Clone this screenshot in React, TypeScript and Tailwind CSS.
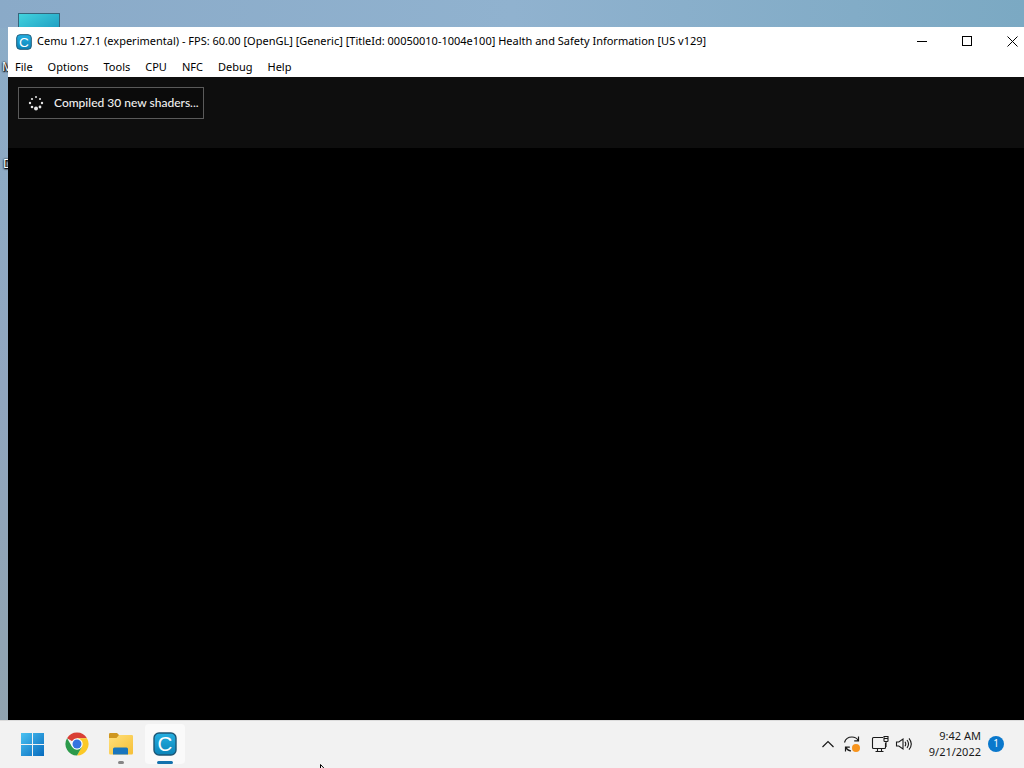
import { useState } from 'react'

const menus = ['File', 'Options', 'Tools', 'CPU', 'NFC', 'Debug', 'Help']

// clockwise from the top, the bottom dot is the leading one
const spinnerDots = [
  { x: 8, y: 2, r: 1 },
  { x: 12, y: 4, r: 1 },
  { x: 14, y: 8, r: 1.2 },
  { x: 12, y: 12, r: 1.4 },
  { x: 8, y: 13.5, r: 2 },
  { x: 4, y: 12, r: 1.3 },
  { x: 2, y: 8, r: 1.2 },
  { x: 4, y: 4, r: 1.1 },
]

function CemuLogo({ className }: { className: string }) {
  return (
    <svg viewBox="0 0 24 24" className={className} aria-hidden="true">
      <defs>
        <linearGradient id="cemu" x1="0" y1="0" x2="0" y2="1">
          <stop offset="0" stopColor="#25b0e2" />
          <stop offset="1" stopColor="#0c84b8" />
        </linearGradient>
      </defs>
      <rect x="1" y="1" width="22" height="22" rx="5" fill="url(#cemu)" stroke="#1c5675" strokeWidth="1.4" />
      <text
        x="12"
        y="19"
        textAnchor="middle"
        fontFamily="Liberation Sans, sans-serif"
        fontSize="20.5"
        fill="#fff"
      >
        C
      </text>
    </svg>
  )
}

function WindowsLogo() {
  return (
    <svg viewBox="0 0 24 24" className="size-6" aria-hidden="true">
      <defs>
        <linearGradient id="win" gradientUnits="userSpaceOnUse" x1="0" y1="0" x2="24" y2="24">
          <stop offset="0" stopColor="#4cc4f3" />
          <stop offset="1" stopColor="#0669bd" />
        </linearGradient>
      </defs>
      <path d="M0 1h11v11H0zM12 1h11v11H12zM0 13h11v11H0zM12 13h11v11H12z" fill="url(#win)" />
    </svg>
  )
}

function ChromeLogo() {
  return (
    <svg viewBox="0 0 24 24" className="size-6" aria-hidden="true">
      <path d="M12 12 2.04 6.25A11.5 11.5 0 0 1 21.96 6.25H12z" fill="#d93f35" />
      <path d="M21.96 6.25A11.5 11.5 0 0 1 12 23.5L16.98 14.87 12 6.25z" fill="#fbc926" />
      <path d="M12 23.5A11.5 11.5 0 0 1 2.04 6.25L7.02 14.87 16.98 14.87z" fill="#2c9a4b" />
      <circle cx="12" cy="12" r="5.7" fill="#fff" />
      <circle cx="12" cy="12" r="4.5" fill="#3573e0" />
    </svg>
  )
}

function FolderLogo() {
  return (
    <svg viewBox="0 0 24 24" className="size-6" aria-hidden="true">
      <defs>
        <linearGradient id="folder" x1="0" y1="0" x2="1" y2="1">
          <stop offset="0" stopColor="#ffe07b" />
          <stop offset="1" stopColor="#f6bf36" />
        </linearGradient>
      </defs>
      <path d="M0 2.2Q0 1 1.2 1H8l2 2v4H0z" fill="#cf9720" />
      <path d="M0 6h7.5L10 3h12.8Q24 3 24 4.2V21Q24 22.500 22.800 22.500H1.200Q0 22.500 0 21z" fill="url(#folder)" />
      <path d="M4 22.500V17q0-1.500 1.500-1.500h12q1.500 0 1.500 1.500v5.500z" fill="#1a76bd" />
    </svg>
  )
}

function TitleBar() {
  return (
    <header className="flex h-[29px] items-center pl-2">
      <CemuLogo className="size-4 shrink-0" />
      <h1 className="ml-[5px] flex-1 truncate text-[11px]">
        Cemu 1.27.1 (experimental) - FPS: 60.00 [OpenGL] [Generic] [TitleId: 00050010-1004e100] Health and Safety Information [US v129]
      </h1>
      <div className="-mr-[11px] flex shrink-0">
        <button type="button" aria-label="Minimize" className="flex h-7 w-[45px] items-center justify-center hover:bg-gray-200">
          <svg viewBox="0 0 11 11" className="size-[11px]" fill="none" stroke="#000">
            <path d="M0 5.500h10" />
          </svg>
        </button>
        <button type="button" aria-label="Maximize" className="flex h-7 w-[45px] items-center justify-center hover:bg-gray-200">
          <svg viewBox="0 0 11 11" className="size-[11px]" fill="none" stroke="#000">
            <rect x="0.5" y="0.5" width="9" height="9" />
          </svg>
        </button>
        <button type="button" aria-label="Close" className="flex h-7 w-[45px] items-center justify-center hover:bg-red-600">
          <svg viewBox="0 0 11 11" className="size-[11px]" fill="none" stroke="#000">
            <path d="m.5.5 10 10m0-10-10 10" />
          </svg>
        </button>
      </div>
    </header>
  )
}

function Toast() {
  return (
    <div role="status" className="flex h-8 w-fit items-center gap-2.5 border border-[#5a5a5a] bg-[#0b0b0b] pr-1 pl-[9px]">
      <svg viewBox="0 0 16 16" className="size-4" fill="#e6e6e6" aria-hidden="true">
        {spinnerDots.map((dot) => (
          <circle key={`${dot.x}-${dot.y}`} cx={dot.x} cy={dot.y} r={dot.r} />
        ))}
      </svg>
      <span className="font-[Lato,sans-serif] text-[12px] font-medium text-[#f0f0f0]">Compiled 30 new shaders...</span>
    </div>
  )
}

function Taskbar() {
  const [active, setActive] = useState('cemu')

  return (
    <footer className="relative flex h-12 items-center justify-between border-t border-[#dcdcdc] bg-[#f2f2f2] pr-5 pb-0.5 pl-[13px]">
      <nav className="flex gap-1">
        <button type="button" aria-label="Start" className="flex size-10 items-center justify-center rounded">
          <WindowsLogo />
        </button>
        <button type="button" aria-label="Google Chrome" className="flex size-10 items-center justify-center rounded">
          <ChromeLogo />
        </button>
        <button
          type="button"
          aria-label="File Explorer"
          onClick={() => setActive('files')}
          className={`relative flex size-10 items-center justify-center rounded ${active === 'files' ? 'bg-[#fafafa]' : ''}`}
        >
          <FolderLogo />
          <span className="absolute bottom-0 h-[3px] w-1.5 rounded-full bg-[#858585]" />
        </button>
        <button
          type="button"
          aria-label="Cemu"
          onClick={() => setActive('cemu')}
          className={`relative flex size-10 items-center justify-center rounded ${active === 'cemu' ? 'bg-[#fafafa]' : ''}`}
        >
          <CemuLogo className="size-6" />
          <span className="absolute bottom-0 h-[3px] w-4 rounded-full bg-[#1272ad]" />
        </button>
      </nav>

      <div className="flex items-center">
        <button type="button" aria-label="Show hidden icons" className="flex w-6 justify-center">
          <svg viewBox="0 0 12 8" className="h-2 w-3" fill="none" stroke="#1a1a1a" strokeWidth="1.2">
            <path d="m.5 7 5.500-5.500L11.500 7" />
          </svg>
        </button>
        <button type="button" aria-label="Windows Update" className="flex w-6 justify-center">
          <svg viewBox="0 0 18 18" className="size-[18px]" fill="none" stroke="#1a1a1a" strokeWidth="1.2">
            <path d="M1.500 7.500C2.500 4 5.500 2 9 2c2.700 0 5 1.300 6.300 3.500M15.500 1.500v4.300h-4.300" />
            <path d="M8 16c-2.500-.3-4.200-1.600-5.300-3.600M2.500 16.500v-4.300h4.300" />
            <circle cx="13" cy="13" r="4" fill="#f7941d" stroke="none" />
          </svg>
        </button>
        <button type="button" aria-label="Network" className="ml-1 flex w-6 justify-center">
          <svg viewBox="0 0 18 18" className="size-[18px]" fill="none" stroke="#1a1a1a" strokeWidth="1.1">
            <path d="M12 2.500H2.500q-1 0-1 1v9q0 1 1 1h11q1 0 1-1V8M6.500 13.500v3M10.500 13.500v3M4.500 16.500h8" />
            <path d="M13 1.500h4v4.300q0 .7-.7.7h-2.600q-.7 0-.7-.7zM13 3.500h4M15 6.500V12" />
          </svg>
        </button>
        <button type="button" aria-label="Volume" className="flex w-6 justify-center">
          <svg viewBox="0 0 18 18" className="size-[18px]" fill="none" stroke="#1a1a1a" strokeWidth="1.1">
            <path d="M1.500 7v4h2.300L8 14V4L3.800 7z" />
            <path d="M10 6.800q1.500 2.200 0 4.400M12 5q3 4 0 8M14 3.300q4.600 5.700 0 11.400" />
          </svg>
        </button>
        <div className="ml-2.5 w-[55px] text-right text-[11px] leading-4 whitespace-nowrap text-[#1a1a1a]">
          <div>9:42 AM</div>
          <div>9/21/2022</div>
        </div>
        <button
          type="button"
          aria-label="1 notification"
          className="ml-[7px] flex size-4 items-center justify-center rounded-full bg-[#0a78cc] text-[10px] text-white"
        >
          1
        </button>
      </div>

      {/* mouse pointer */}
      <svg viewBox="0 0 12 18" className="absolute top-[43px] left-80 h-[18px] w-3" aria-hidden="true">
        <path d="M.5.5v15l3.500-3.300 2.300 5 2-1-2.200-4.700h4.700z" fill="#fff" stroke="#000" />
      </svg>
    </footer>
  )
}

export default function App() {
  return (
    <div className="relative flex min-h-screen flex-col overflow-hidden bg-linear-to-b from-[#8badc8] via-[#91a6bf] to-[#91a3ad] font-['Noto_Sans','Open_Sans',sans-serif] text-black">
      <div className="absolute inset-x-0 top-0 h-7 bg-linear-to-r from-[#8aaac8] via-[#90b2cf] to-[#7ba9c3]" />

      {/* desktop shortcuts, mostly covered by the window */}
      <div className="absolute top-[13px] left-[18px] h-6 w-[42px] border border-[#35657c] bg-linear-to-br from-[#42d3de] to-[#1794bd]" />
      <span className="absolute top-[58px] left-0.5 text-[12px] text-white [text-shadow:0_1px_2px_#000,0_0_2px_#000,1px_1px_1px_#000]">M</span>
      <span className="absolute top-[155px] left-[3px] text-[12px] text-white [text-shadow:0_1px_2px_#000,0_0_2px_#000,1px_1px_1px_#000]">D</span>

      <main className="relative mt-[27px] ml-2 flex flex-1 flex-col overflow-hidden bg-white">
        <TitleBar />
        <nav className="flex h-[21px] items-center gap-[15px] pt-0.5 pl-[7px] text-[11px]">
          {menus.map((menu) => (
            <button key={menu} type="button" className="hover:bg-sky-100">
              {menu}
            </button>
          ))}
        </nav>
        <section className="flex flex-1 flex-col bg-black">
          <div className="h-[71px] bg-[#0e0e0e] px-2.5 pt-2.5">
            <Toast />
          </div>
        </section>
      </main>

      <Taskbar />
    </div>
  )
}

● ● ● ● ●

[Work to do] Write out the lines from the start of the material to the line with "['File', 'Options', 'Tools', 'CPU', 'NFC', 'Debug', 'Help']", inclusive and exactly. Skip the pictures.

[Finished exercise]
Clone this screenshot in React, TypeScript and Tailwind CSS.
import { useState } from 'react'

const menus = ['File', 'Options', 'Tools', 'CPU', 'NFC', 'Debug', 'Help']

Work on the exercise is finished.